Technological innovation in the form of digitization of channels and products, switches in corporate behavior and expectations, regulatory changes and increasing market competition are fundamentally changing the trade finance market space.

Technological innovation – Lots of banks are still meeting the increased expectations on online channel sophistication through proprietary, mono-bank solutions. However bank independent platforms—portals and many-to-many host-to-host connections—offered by software vendors are gaining importance.

Switches in corporate behavior and expectations - Corporates are getting more selective in the use of trade finance instruments due to the relatively high fees and the complexity and time delays connected to their reliance on paper documents.
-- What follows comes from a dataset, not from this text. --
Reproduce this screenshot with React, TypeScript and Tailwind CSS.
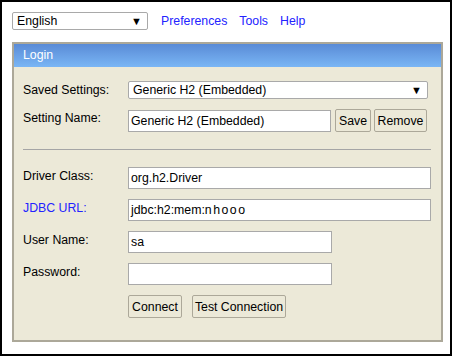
import React from "react";

const font = { fontFamily: '"Liberation Sans", Arial, sans-serif' };

function Arrow() {
  return <span className="text-[11px] leading-none text-black">▼</span>;
}

export default function App() {
  return (
    <div
      className="w-[452px] h-[356px] bg-white border-2 border-black text-[12.3px] text-black"
      style={font}
    >
      <div className="flex items-start pl-[10px] pt-[10px] h-[40px]">
        <div className="w-[136px] h-[18px] border border-[#a9a9a9] rounded-[2px] bg-white flex items-center justify-between pl-[4px] pr-[5px] leading-[16px]">
          <span>English</span>
          <Arrow />
        </div>
        <div className="flex gap-[12px] ml-[13px] text-[#2323ff] leading-[18px]">
          <span>Preferences</span>
          <span>Tools</span>
          <span>Help</span>
        </div>
      </div>
      <div className="ml-[10px] w-[431px] h-[300px] border-2 border-[#aca899] bg-[#ece9d8]">
        <div className="h-[23px] bg-gradient-to-b from-[#5a8bd6] to-[#7ab6f5] text-white pl-[9px] leading-[23px]">
          Login
        </div>
        <div className="pl-[9px] pt-[14px]">
          <div className="flex items-start h-[28px]">
            <div className="w-[105px] leading-[16px] pt-[1px]">Saved Settings:</div>
            <div className="w-[300px] h-[18px] border border-[#a9a9a9] rounded-[2px] bg-white flex items-center justify-between pl-[4px] pr-[5px] leading-[16px]">
              <span>Generic H2 (Embedded)</span>
              <Arrow />
            </div>
          </div>
          <div className="flex items-start h-[40px]">
            <div className="w-[105px] leading-[16px] pt-[1px]">Setting Name:</div>
            <div className="w-[203px] h-[22px] mt-[1px] border border-[#a9a9a9] bg-white pl-[2px] leading-[20px]">
              Generic H2 (Embedded)
            </div>
            <div className="ml-[4px] w-[36px] h-[23px] border border-[#aca899] rounded-[2px] flex items-center justify-center leading-[16px]">
              Save
            </div>
            <div className="ml-[3px] w-[53px] h-[23px] border border-[#aca899] rounded-[2px] flex items-center justify-center leading-[16px]">
              Remove
            </div>
          </div>
          <div className="w-[408px] h-px bg-[#a5a5a5]"></div>
          <div className="h-[17px]"></div>
          {[
            { label: "Driver Class:", value: "org.h2.Driver", w: "w-[303px]", blue: false },
            { label: "JDBC URL:", value: "jdbc:h2:mem:", extra: "nhooo", w: "w-[303px]", blue: true },
            { label: "User Name:", value: "sa", w: "w-[204px]", blue: false },
            { label: "Password:", value: "", w: "w-[204px]", blue: false },
          ].map((r) => (
            <div key={r.label} className="flex items-start h-[32px]">
              <div className={"w-[105px] leading-[16px] pt-[1px] " + (r.blue ? "text-[#2323ff]" : "")}>
                {r.label}
              </div>
              <div className={r.w + " h-[22px] border border-[#a9a9a9] bg-white pl-[2px] leading-[20px]"}>
                {r.value}
                {r.extra ? <span className="tracking-[1.5px]">{r.extra}</span> : null}
              </div>
            </div>
          ))}
          <div className="flex items-start pl-[105px] gap-[10px]">
            <div className="w-[54px] h-[23px] border border-[#aca899] rounded-[2px] flex items-center justify-center leading-[16px] whitespace-nowrap">
              Connect
            </div>
            <div className="w-[94px] h-[23px] border border-[#aca899] rounded-[2px] flex items-center justify-center leading-[16px] whitespace-nowrap">
              Test Connection
            </div>
          </div>
        </div>
      </div>
    </div>
  );
}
In addition, the focus of large corporates is shifting away from their own needs to needs of their supply chain ecosystem consisting of large number of often smaller companies.

Increasing competition - It is likely that nimble start-ups will be the first to leverage blockchain technology for trade finance, further adding to the threat for traditional banks.

How can banks react?

Two ways in particular could be suited to give banks the competitive edge in a changing trade finance landscape:

  • Innovating in product and channel offerings. Extending the traditional trade finance products with sophisticated, online access and with supply chain offerings will be key for banks to safeguard their position and continue to drive growth.

  • Getting efficient and scaling in traditional products. Banks are modernizing their trade finance platforms, opting for proven technology solutions and maximum simplification and automation of processes. Outsourcing and offshoring strategies are imminent as the next step in the pursuit of cost savings.

There’s little doubt, trade finance is an attractive business for banks. Global trade continues to be on the rise and banks play an important role in facilitating the financing, payment execution and risk mitigation through the sales of trade finance instruments. The significant cross-sell potential, ability to build lasting and sticky client relations and the low loss ratios of the instruments make for an attractive business for banks.

But, for banks to be future leaders, they’ll need to step up their game—and they’ll need to do it fast, since competition from global and local players is getting fierce.